Another very similar example is attributed to Chrystal's page 437:
"A bag contains five balls which are known to be either all black or all white—and both these are equally probable. A white ball is dropped into the bag, and then a ball is drawn out at random and found to be white. What is now the chance that the original balls were all white?" Professor Chrystal asserts that the chance is precisely what it was before, viz. $\frac{1}{2}$. (Govan, p. 208–209)
"The ball drawn out," says Professor Chrystal, "may have been the one we put in, it may not; and this is all that any one can say." (Govan, p. 209)
Note that this is quite upside-down compared to how we usually think about frequentism: Here, Chrystal tells us to ignore the likelihoods and put all our confidence in the priors.

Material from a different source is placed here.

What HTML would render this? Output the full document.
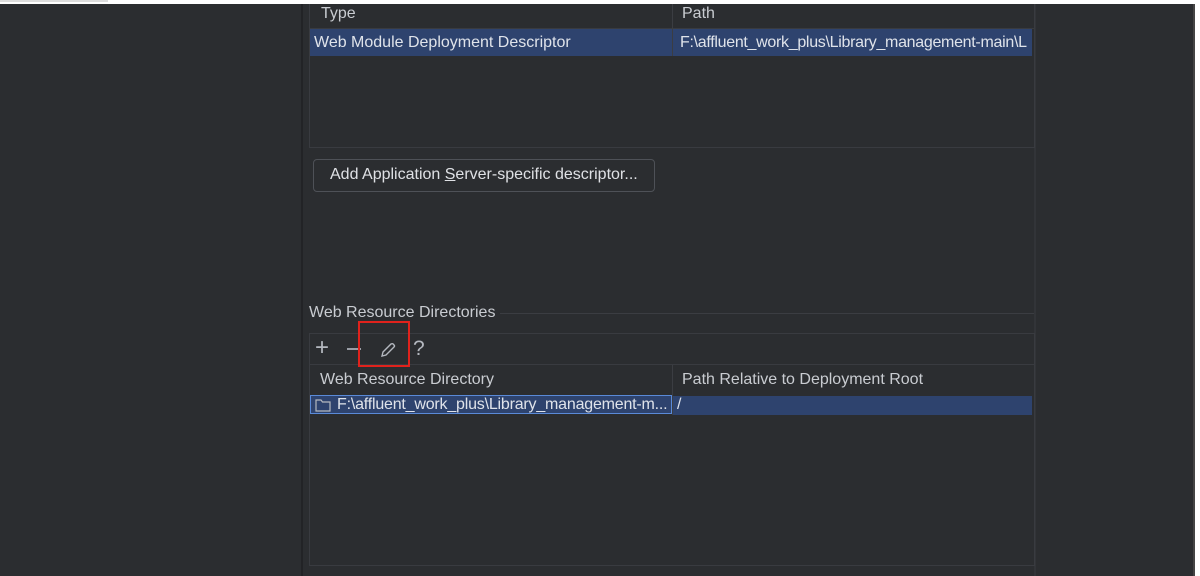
<!DOCTYPE html>
<html><head><style>
body{margin:0;width:1200px;height:576px;background:#2b2d30;position:relative;overflow:hidden;font-family:"Liberation Sans",sans-serif;color:#c9ccd1;font-size:16px}
.a{position:absolute}
</style></head><body>
<div class="a" style="left:0;top:0;width:1200px;height:4px;background:#fff"></div>
<div class="a" style="left:0;top:0;width:108px;height:2px;background:#ddd"></div>
<div class="a" style="left:1195px;top:0;width:5px;height:576px;background:#fff"></div>
<div class="a" style="left:1193px;top:4px;width:2px;height:572px;background:#444"></div>
<div class="a" style="left:301px;top:4px;width:2px;height:572px;background:#222326"></div>
<div class="a" style="left:1034px;top:4px;width:2px;height:572px;background:#323438"></div>
<!-- table 1 -->
<div class="a" style="left:309px;top:4px;width:724px;height:143px;border:1px solid #393b40;border-top:none;background:#2b2d30"></div>
<div class="a" style="left:310px;top:4px;width:724px;height:24px;border-bottom:1px solid #393b40"></div>
<div class="a" style="left:672px;top:4px;width:1px;height:52px;background:#3b3d42"></div>
<div class="a" style="left:321px;top:5px">Type</div>
<div class="a" style="left:682px;top:5px">Path</div>
<div class="a" style="left:310px;top:29px;width:362px;height:27px;background:#2e436e"></div>
<div class="a" style="left:673px;top:29px;width:359px;height:27px;background:#2e436e"></div>
<div class="a" style="left:314px;top:34px;color:#dfe3ea">Web Module Deployment Descriptor</div>
<div class="a" style="left:680px;top:34px;color:#dfe3ea;width:352px;overflow:hidden;white-space:nowrap;letter-spacing:-0.3px">F:\affluent_work_plus\Library_management-main\L</div>
<!-- button -->
<div class="a" style="left:313px;top:159px;width:340px;height:31px;border:1px solid #4e5157;border-radius:4px;background:#2b2d30"></div>
<div class="a" style="left:330px;top:166px;color:#dfe1e5">Add Application <u>S</u>erver-specific descriptor...</div>
<!-- section -->
<div class="a" style="left:309px;top:304px">Web Resource Directories</div>
<div class="a" style="left:500px;top:313px;width:534px;height:1px;background:#3b3d42"></div>
<div class="a" style="left:309px;top:333px;width:724px;height:231px;border:1px solid #393b40"></div>
<div class="a" style="left:310px;top:364px;width:724px;height:1px;background:#393b40"></div>
<div class="a" style="left:315px;top:334px;font-size:24px;color:#b4b8bf">+</div>
<div class="a" style="left:347px;top:348px;width:14px;height:1.5px;background:#9a9ea6"></div>
<svg class="a" style="left:378px;top:340px" width="20" height="20" viewBox="0 0 20 20"><path d="M4 16 L5 12 L13 4 Q15 3 16 5 Q17 6 16 7 L8 15 Z" fill="none" stroke="#b4b8bf" stroke-width="1.4"/></svg>
<div class="a" style="left:413px;top:337px;font-size:21px;color:#b4b8bf">?</div>
<div class="a" style="left:358px;top:321px;width:48px;height:42px;border:2.5px solid #e0221c"></div>
<div class="a" style="left:672px;top:365px;width:1px;height:50px;background:#3b3d42"></div>
<div class="a" style="left:320px;top:371px">Web Resource Directory</div>
<div class="a" style="left:682px;top:371px">Path Relative to Deployment Root</div>
<div class="a" style="left:310px;top:395px;width:360px;height:17px;border:1px solid #5a8ad8;background:#2e436e"></div>
<div class="a" style="left:673px;top:396px;width:359px;height:19px;background:#2e436e"></div>
<svg class="a" style="left:315px;top:398px" width="16" height="14"><path d="M1 2 H6 L7.5 4 H15 V13 H1 Z" fill="none" stroke="#b4b8bf" stroke-width="1.2"/></svg>
<div class="a" style="left:337px;top:396px;color:#dfe3ea;letter-spacing:-0.2px">F:\affluent_work_plus\Library_management-m...</div>
<div class="a" style="left:677px;top:396px;color:#dfe3ea">/</div>
</body></html>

We are used to thinking about frequentists as doing the exact opposite.

The Essential Tension

Govan objects to Chrystal's principle of rejecting the evidence:
… let us say we have two bags before us, one containing six white balls, the other five black balls and one white. There is nothing to indicate which is which. We draw from one of the bags chosen at random a ball which proves to be white. It is difficult to believe that any man in the possession of his faculties, say if his life depended on his guessing aright from which bag the ball had come, would hesitate to guess the former. Even according to Professor Chrystal he would be right 6 times out of 7 in the long run. Yet, again according to Professor Chrystal he would would be just as likely to be wrong as to be right. (Govan, p. 209)
Although they are talking past each other, this is certainly the core of the issue: The distinction between optimal, adaptive gambling behavior and fixed, objective frequencies.